Ein interessanter Aspekt bei allen Attributionsmodellen ist das YouTube-Ad-Views ebenfalls miteinbezogen werden. Sprich sogenannte Engaged-View-Conversions. Hintergrund ist, dass Nutzer eher selten sofort auf YouTube-Werbe-Abspielungen reagieren, sprich selten sieht ein Nutzer eine YouTube-Werbung, klickt sofort drauf und kauft was. Oft sieht ein Nutzer mehrere YouTube-Videos eines Advertisers und konvertiert irgendwann später. Sofern die Nutzer innerhalb des Lookback Windows eine Conversion ausführen (zu Lookback Windows gleich mehr), werden diese in GA4’s Attributionsmodellen berücksichtigt. Die Wiedergabe des Videos muss jedoch einige Bedingungen erfüllen, damit sie als “Engaged-View” gezählt und somit als Conversion miteinfließt:
- Der Nutzer muss die Anzeige min. 30 Sekunden lang angesehen haben
- Falls die Anzeige kürzer als 30 Sekunden ist, dann muss der Nutzer diese bis zum Ende abspielen
- Der Nutzer klickt auf eines der Werbeformate, die in der verlinkten Doku oben aufgelistet sind
Und damit kommen wir nun auch schon zum Lookback Window in GA4. Grundsätzlich definiert das Lookback Window wie weit ein Kanal bzw. Touchpoint in der Vergangenheit liegen darf, um noch zur Conversion berücksichtig zu werden. Das Lookback Window lässt sich in den Attributionseinstellungen in GA4 einstellen:
Wie man sehen kann beträgt das standardmäßige Lookback Window 90 Tage, kann aber auch auf 60 oder 30 Tage zurückgeschraubt werden. Zumindest gilt das für alle Events außer für first_open und first_visit. Das sind die Events, die dabei helfen, die User-Scoped Attributionsdimensionen zu bestimmen. Also sprich über welchen Kanal kam der Nutzer zum ersten Mal auf die Website oder App. Überraschenderweise arbeitet auch die User-Scoped Attribution nach dem Last-Non-Direct-Prinzip. Jetzt kann man sich natürlich fragen, wieso nach Last-Non-Direct und nicht nach “First Click” bzw. “Erste Interaktion”? Wenn beim Erstbesuch der initiale Kanal gesetzt wird (= Erste Interaktion), wieso schaut dann GA4 nochmal in die Vergangenheit mit Last-Non-Direct?

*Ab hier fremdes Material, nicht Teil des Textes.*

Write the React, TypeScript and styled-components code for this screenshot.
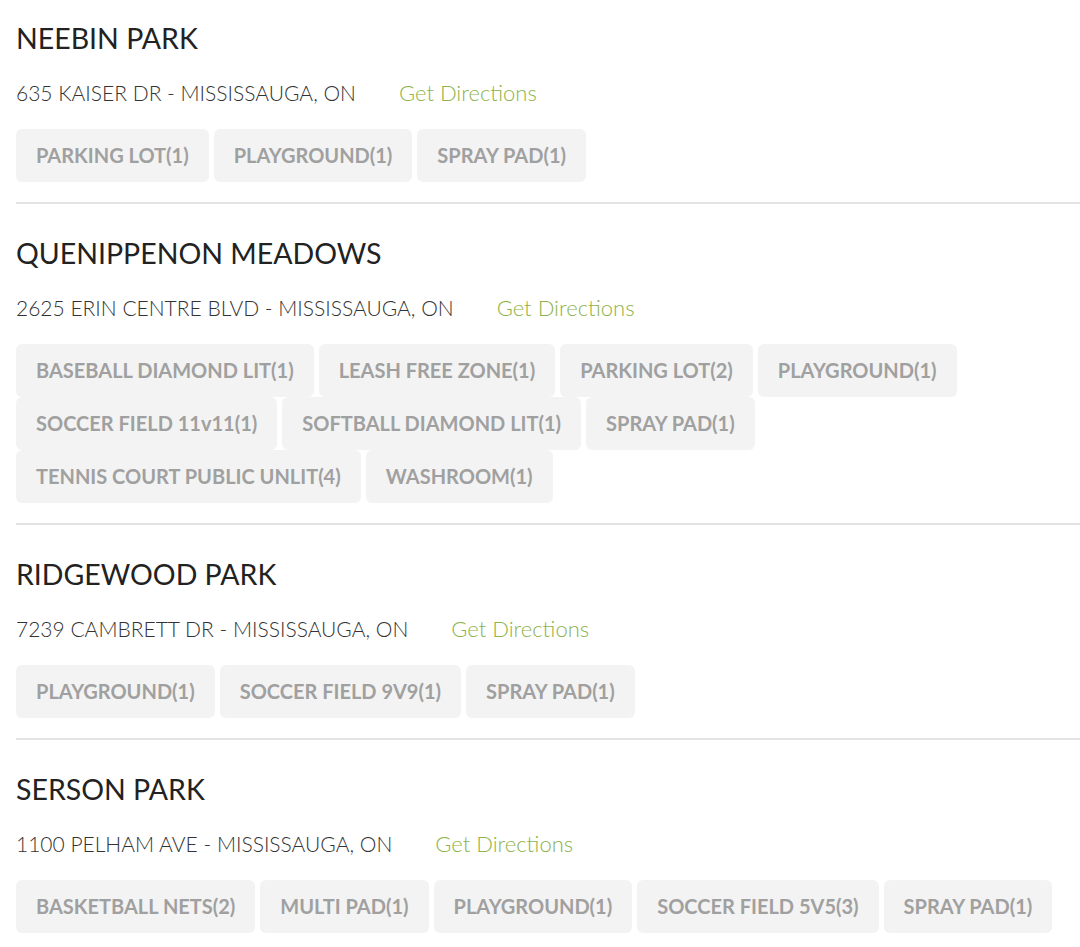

Das hat was mit Google Signals und bezahlten Kampagnen zu tun. Mit Google Signals werden die GA4-Daten mit Daten von eingeloggten Google-Nutzern kombiniert (inkl. Cross-Device). Ist ein Nutzer eingeloggt und schaut sich eine YouTube-Video-Anzeige an, kommt aber später zum ersten Mal über Direct auf die Website (Direct wäre für GA4 die erste Interaktion), dann kann GA4 mit Google Signals die Conversion immer noch YouTube zuweisen, solange die Conversion innerhalb des Lookback Windows von first_open und first_visit Events liegt. Standardmäßig sind dabei 30 Tage voreingestellt werden, es kann aber auf 7 Tage reduziert werden. Somit sollte verständlich sein, warum GA4 bei der User-Scoped Attribution ebenfalls auf Last-Non-Direct zurückgreift. Sobald also der Nutzer zum ersten Mal auf die Website über Direct kommt, versucht GA4 über Google Signals doch noch einen früheren Kanal zu identifizieren.